Go through the material and write it all out exactly, minus the pictures.
━━━ Dataset section ━━━
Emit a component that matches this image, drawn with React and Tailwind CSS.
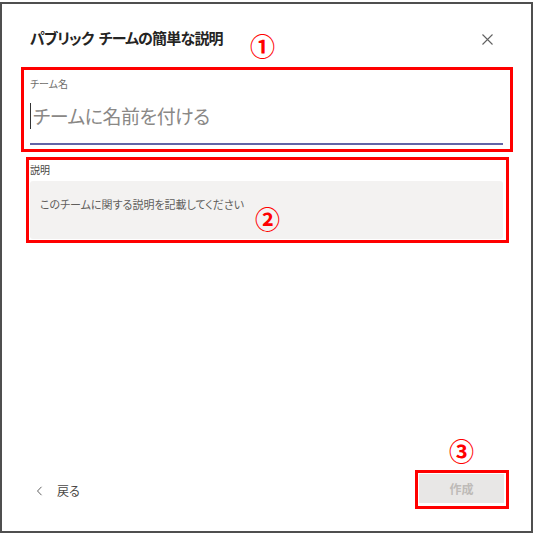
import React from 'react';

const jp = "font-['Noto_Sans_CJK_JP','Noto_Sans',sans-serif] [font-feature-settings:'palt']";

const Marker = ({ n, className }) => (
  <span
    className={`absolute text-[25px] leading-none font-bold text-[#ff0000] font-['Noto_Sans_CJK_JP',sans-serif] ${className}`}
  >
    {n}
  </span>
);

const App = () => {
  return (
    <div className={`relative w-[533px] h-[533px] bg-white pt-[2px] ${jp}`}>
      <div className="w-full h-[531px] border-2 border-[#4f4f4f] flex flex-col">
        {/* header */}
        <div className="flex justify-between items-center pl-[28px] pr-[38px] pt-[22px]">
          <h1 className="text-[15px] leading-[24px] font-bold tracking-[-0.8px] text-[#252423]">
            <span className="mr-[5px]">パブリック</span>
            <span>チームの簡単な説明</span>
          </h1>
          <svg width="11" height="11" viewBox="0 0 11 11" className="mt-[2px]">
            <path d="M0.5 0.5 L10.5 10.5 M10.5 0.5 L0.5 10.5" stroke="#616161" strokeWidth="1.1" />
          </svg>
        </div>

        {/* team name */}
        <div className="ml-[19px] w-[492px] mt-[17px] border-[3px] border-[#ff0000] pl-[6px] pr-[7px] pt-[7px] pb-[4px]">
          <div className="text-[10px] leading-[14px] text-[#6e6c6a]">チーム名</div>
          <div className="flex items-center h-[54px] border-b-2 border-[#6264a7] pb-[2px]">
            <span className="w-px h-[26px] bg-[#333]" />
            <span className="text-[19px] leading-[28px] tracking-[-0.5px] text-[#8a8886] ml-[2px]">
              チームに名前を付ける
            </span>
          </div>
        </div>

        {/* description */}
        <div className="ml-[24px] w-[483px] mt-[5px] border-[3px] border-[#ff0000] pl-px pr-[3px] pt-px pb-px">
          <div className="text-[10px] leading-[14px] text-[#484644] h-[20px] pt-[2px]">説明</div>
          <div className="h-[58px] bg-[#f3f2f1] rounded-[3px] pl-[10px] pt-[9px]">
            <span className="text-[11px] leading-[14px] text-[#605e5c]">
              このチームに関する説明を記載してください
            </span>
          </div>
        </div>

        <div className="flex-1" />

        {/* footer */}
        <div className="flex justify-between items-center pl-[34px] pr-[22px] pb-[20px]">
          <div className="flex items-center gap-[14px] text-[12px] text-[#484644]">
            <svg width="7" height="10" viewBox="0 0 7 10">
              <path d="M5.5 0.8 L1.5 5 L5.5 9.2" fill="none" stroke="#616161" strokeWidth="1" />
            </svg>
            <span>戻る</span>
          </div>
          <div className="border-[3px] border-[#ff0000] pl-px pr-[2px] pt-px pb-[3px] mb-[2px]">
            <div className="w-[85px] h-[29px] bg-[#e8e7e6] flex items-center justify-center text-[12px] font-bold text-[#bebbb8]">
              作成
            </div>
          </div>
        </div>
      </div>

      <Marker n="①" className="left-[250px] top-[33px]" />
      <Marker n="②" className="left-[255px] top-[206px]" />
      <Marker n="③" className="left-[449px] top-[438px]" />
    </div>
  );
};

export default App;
━━━
The answer:
Emit a component that matches this image, drawn with React and Tailwind CSS.
import React from 'react';

const jp = "font-['Noto_Sans_CJK_JP','Noto_Sans',sans-serif] [font-feature-settings:'palt']";

const Marker = ({ n, className }) => (
  <span
    className={`absolute text-[25px] leading-none font-bold text-[#ff0000] font-['Noto_Sans_CJK_JP',sans-serif] ${className}`}
  >
    {n}
  </span>
);

const App = () => {
  return (
    <div className={`relative w-[533px] h-[533px] bg-white pt-[2px] ${jp}`}>
      <div className="w-full h-[531px] border-2 border-[#4f4f4f] flex flex-col">
        {/* header */}
        <div className="flex justify-between items-center pl-[28px] pr-[38px] pt-[22px]">
          <h1 className="text-[15px] leading-[24px] font-bold tracking-[-0.8px] text-[#252423]">
            <span className="mr-[5px]">パブリック</span>
            <span>チームの簡単な説明</span>
          </h1>
          <svg width="11" height="11" viewBox="0 0 11 11" className="mt-[2px]">
            <path d="M0.5 0.5 L10.5 10.5 M10.5 0.5 L0.5 10.5" stroke="#616161" strokeWidth="1.1" />
          </svg>
        </div>

        {/* team name */}
        <div className="ml-[19px] w-[492px] mt-[17px] border-[3px] border-[#ff0000] pl-[6px] pr-[7px] pt-[7px] pb-[4px]">
          <div className="text-[10px] leading-[14px] text-[#6e6c6a]">チーム名</div>
          <div className="flex items-center h-[54px] border-b-2 border-[#6264a7] pb-[2px]">
            <span className="w-px h-[26px] bg-[#333]" />
            <span className="text-[19px] leading-[28px] tracking-[-0.5px] text-[#8a8886] ml-[2px]">
              チームに名前を付ける
            </span>
          </div>
        </div>

        {/* description */}
        <div className="ml-[24px] w-[483px] mt-[5px] border-[3px] border-[#ff0000] pl-px pr-[3px] pt-px pb-px">
          <div className="text-[10px] leading-[14px] text-[#484644] h-[20px] pt-[2px]">説明</div>
          <div className="h-[58px] bg-[#f3f2f1] rounded-[3px] pl-[10px] pt-[9px]">
            <span className="text-[11px] leading-[14px] text-[#605e5c]">
              このチームに関する説明を記載してください
            </span>
          </div>
        </div>

        <div className="flex-1" />

        {/* footer */}
        <div className="flex justify-between items-center pl-[34px] pr-[22px] pb-[20px]">
          <div className="flex items-center gap-[14px] text-[12px] text-[#484644]">
            <svg width="7" height="10" viewBox="0 0 7 10">
              <path d="M5.5 0.8 L1.5 5 L5.5 9.2" fill="none" stroke="#616161" strokeWidth="1" />
            </svg>
            <span>戻る</span>
          </div>
          <div className="border-[3px] border-[#ff0000] pl-px pr-[2px] pt-px pb-[3px] mb-[2px]">
            <div className="w-[85px] h-[29px] bg-[#e8e7e6] flex items-center justify-center text-[12px] font-bold text-[#bebbb8]">
              作成
            </div>
          </div>
        </div>
      </div>

      <Marker n="①" className="left-[250px] top-[33px]" />
      <Marker n="②" className="left-[255px] top-[206px]" />
      <Marker n="③" className="left-[449px] top-[438px]" />
    </div>
  );
};

export default App;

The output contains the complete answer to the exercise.